Amival Vzw – Turnhout

Begijnendreef 16, 2300 Turnhout
1967

A building that faces a new future as an Open City Studio, while simultaneously holding an important place in the city’s architectural history. This former Amival industrial building, established in 1967, is the first realised industrial design by Atelier Vanhout-Schellekens, and is now recognised as a powerful example of brutalist architecture in the Campine region.

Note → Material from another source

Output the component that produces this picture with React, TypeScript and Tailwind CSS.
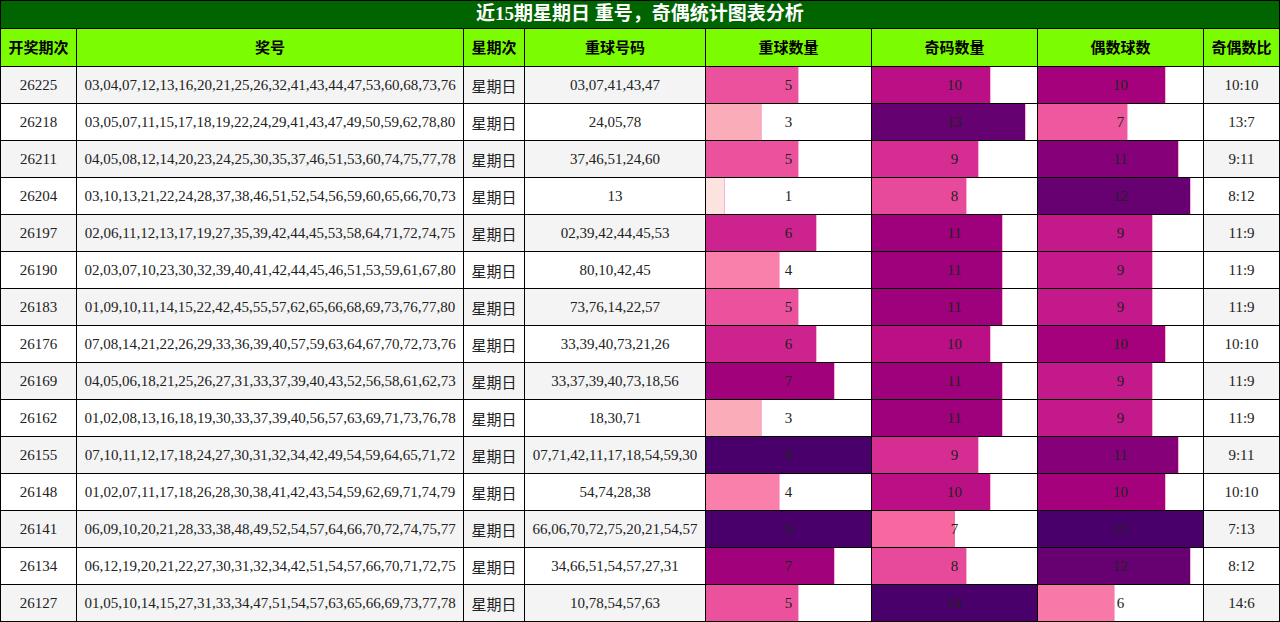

At the time, the building radically broke with traditional industrial typology. Carli and Paul experimented for the first time with cellular concrete panels – an innovative material for that era – and chose to make the load-bearing structure explicitly visible on the exterior. What seemed revolutionary then is now recognized as a groundbreaking reinterpretation of classical industrial construction, emphasizing honesty, rhythm and functionality. Five years earlier, they had already designed an initial version that even incorporated part of the adjacent Beguinage into the project, but that proposal was never executed.

For many years, the building served as a workplace for Amival VZW, a social enterprise for people with disabilities, and later as a location for the Municipal Academy of Fine Arts. Today, the building is temporarily managed by the artist collective Creative Factory, and, in the lead up to 2027, work is underway to transform it into a fully-fledged Open City Studio: an independent, shared workspace and meeting place for artists, designers and creative entrepreneurs.